Another struggle of the season is, instilling gratitude in my children. I work year round to make sure that they value everything and not take “things’ for granted. However, during the season of giving, they are overwhelmed with the need to “get”. TV commercials flood them with the idea that they “must’ have this or they cannot “live’ without that. I want them to be grateful for a new skateboard, meanwhile their friend from school received a trip to the moon piloted by the avengers. I love doing the elf on the shelf, and believe me when I say I use the heck out of the phrase,"Santa is watching" during this month. But sometimes, it feels like just too much.
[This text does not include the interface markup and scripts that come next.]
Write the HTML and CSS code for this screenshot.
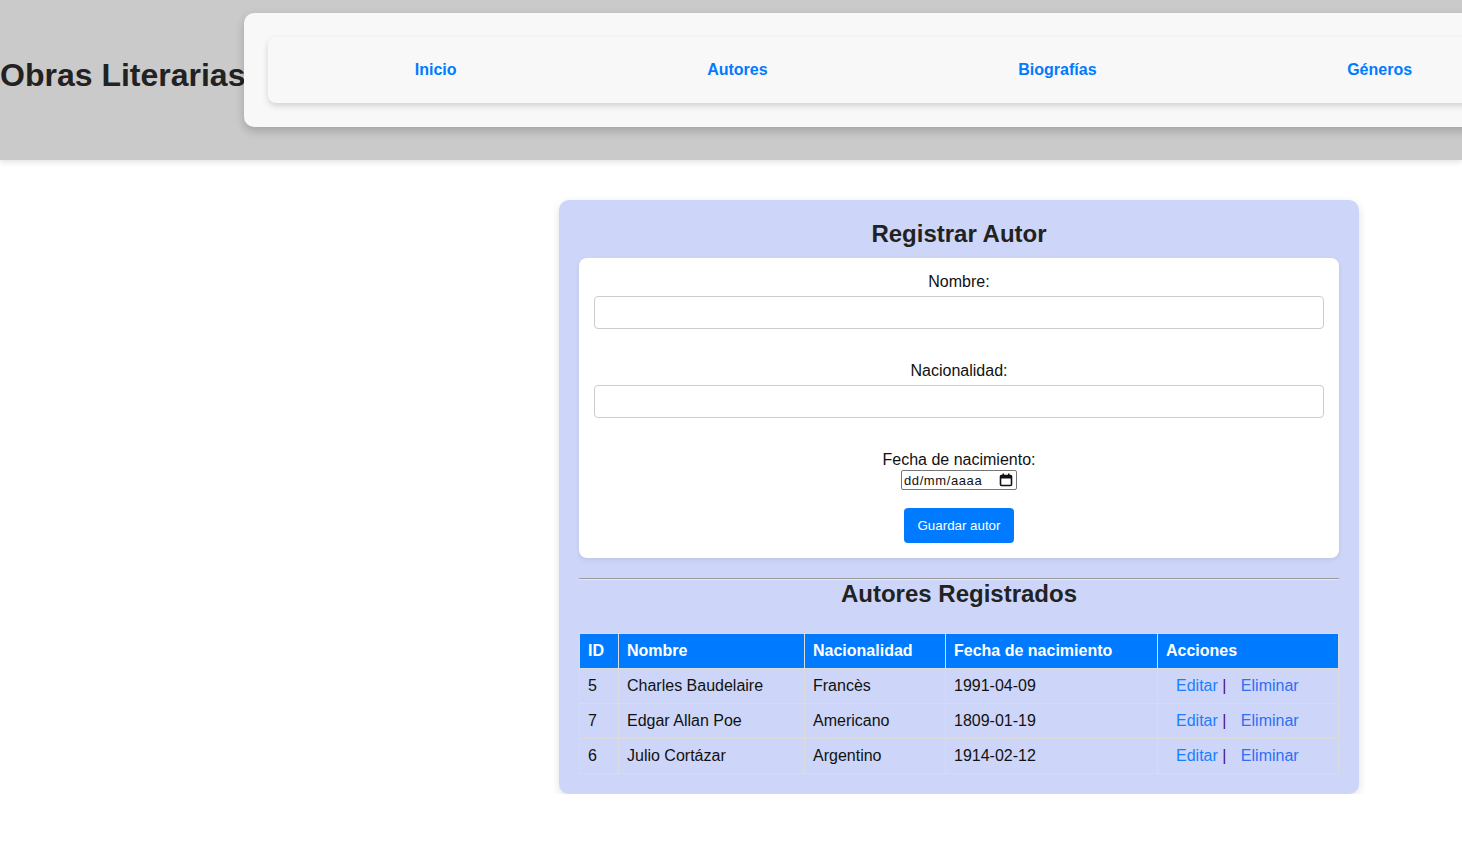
FILE: index.html
```html
<!DOCTYPE html>
<html lang="es">
<head>
<meta charset="utf-8">
<title>Obras Literarias</title>
<link rel="stylesheet" href="styles.css">
</head>
<body>
<header class="site-header">
  <h1 class="brand">Obras Literarias</h1>
  <nav class="nav-box">
    <ul class="nav-list">
      <li><a class="nav-link" href="#">Inicio</a></li>
      <li><a class="nav-link" href="#">Autores</a></li>
      <li><a class="nav-link" href="#">Biografías</a></li>
      <li><a class="nav-link" href="#">Géneros</a></li>
    </ul>
  </nav>
</header>

<main class="card">
  <h2 class="card-title">Registrar Autor</h2>
  <form class="form-box">
    <label class="field-label">Nombre:</label>
    <input class="text-input" type="text">
    <label class="field-label gap">Nacionalidad:</label>
    <input class="text-input" type="text">
    <label class="field-label gap">Fecha de nacimiento:</label>
    <div class="date-row">
      <span class="date-field"><span class="date-text">dd/mm/aaaa</span>
        <svg class="cal" width="14" height="14" viewBox="0 0 14 14"><rect x="1.5" y="2.5" width="11" height="10" rx="1" fill="none" stroke="#111" stroke-width="1.6"/><rect x="1.5" y="2.5" width="11" height="3" fill="#111"/><rect x="3.5" y="0.5" width="1.5" height="2.5" fill="#111"/><rect x="9" y="0.5" width="1.5" height="2.5" fill="#111"/></svg>
      </span>
    </div>
    <div class="btn-row"><button class="btn" type="button">Guardar autor</button></div>
  </form>

  <hr class="divider">
  <h2 class="card-title second">Autores Registrados</h2>

  <table class="authors">
    <thead>
      <tr>
        <th class="c-id">ID</th>
        <th class="c-name">Nombre</th>
        <th class="c-nat">Nacionalidad</th>
        <th class="c-date">Fecha de nacimiento</th>
        <th class="c-act">Acciones</th>
      </tr>
    </thead>
    <tbody>
      <tr>
        <td>5</td><td>Charles Baudelaire</td><td>Francès</td><td>1991-04-09</td>
        <td><a class="act edit" href="#">Editar</a> <span class="sep">|</span> <a class="act del" href="#">Eliminar</a></td>
      </tr>
      <tr>
        <td>7</td><td>Edgar Allan Poe</td><td>Americano</td><td>1809-01-19</td>
        <td><a class="act edit" href="#">Editar</a> <span class="sep">|</span> <a class="act del" href="#">Eliminar</a></td>
      </tr>
      <tr>
        <td>6</td><td>Julio Cortázar</td><td>Argentino</td><td>1914-02-12</td>
        <td><a class="act edit" href="#">Editar</a> <span class="sep">|</span> <a class="act del" href="#">Eliminar</a></td>
      </tr>
    </tbody>
  </table>
</main>
</body>
</html>
```
FILE: styles.css
```css
html, body {
  overflow-x: hidden;
}
body {
  margin: 0;
  font-family: "Liberation Sans", Arial, sans-serif;
  background: #fff;
  color: #111;
}
.site-header {
  display: flex;
  align-items: flex-start;
  height: 160px;
  background: #cacaca;
  box-shadow: 0 2px 6px rgba(0, 0, 0, 0.12);
}
.brand {
  margin: 57px 0 0 0;
  font-size: 32px;
  font-weight: bold;
  color: #222;
  white-space: nowrap;
}
.nav-box {
  flex-shrink: 0;
  width: 1338px;
  margin-top: 13px;
  margin-left: -1px;
  padding: 24px;
  box-sizing: border-box;
  height: 114px;
  background: #f8f8f8;
  border-radius: 10px;
  box-shadow: 0 4px 10px rgba(0, 0, 0, 0.2);
}
.nav-list {
  list-style: none;
  margin: 0;
  padding: 0 21px;
  height: 66px;
  display: flex;
  justify-content: space-around;
  align-items: center;
  background: #f8f8f8;
  border-radius: 8px;
  box-shadow: 0 3px 6px rgba(0, 0, 0, 0.15);
}
.nav-link {
  color: #007bff;
  font-weight: bold;
  font-size: 16px;
  text-decoration: none;
}
.card {
  display: block;
  width: 800px;
  box-sizing: border-box;
  margin: 40px 0 0 559px;
  padding: 20px;
  background: #cdd6f8;
  border-radius: 10px;
  box-shadow: 0 3px 8px rgba(0, 0, 0, 0.12);
}
.card-title {
  margin: 0 0 10px;
  font-size: 24px;
  font-weight: bold;
  text-align: center;
  color: #222;
}
.card-title.second {
  margin: 0 0 25px;
}
.form-box {
  background: #fff;
  border-radius: 8px;
  padding: 15px 15px 15px;
  box-shadow: 0 2px 5px rgba(0, 0, 0, 0.08);
  text-align: center;
}
.field-label {
  display: block;
  font-size: 16px;
  line-height: 18px;
  color: #111;
}
.field-label.gap {
  margin-top: 33px;
}
.text-input {
  display: block;
  width: 100%;
  box-sizing: border-box;
  margin-top: 5px;
  height: 33px;
  padding: 8px;
  border: 1px solid #ccc;
  border-radius: 4px;
  font-size: 14px;
  font-family: inherit;
}
.date-row {
  margin-top: 1px;
  display: flex;
  justify-content: center;
}
.date-field {
  display: inline-flex;
  align-items: center;
  justify-content: space-between;
  width: 116px;
  height: 20px;
  box-sizing: border-box;
  border: 1px solid #767676;
  border-radius: 2px;
  padding: 0 3px 0 2px;
  font-size: 13px;
  color: #111;
}
.date-text {
  letter-spacing: 0.6px;
}
.cal {
  display: block;
}
.btn-row {
  margin-top: 18px;
}
.btn {
  background: #007bff;
  color: #fff;
  border: none;
  border-radius: 4px;
  height: 35px;
  padding: 0 14px;
  font-size: 13.33px;
  font-family: inherit;
}
.divider {
  border: 0;
  border-top: 1px solid #999;
  border-bottom: 1px solid #e6e9f8;
  margin: 20px 0 0;
}
.authors {
  width: 100%;
  border-collapse: collapse;
  font-size: 16px;
}
.authors th,
.authors td {
  border: 1px solid #dcdcdc;
  padding: 8px;
  text-align: left;
  line-height: 18px;
}
.authors th {
  background: #007bff;
  color: #fff;
  font-weight: bold;
  height: 18px;
}
.authors td {
  height: 18px;
  padding-top: 8px;
  padding-bottom: 8px;
}
.c-id { width: 22px; }
.c-name { width: 169px; }
.c-nat { width: 124px; }
.c-date { width: 195px; }
.act {
  margin-left: 10px;
  text-decoration: none;
}
.edit { color: #1a7fff; }
.del { color: #2f6ef5; }
.sep { color: #4b0f7a; }
```
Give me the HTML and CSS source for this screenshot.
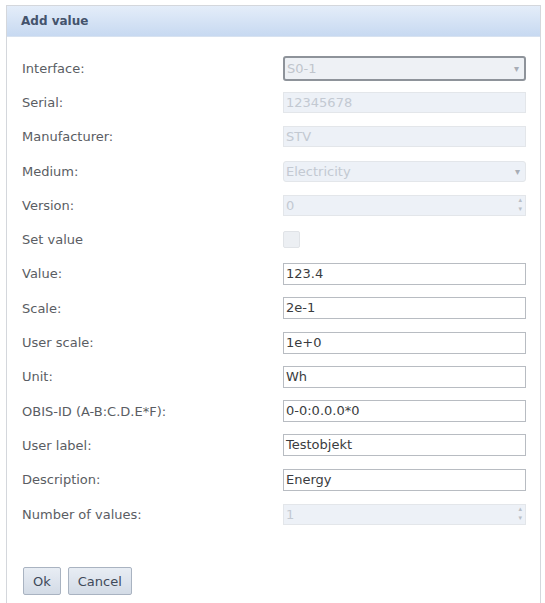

I want them to understand and appreciate that Jesus’ birth is ENOUGH. It was a gift. I also try to let them imagine, dream and enjoy every second of childhood. Two things bring me peace during the season of hustle and bustle, the nativity scene and any rendition of “Oh Holy night” I stop and stare at the nativity, I think of all the stress and anxiety Mary must have felt, a new expectant mother, fleeing her home, and carrying the savior. Talk about pressure. Yet, she found solace in a stall, with animals and hay, and strangers bringing her baby gifts. Although her birthing location was less than Pinterest worthy, it was “perfect’. The first Christmas was perfect without bells, without beautiful wrapping and decorations. It happened still. The words of the carol, “Fall on your knees”, Christ is born and it IS enough. I am grateful for his birth, his love and his faithfulness. The Peace of the season is sometimes difficult to find, but it’s worth searching for, it’s worth the struggle. I hope during this season of hurry you don’t let the peace escape you. Let there be Peace on earth and let it begin with me.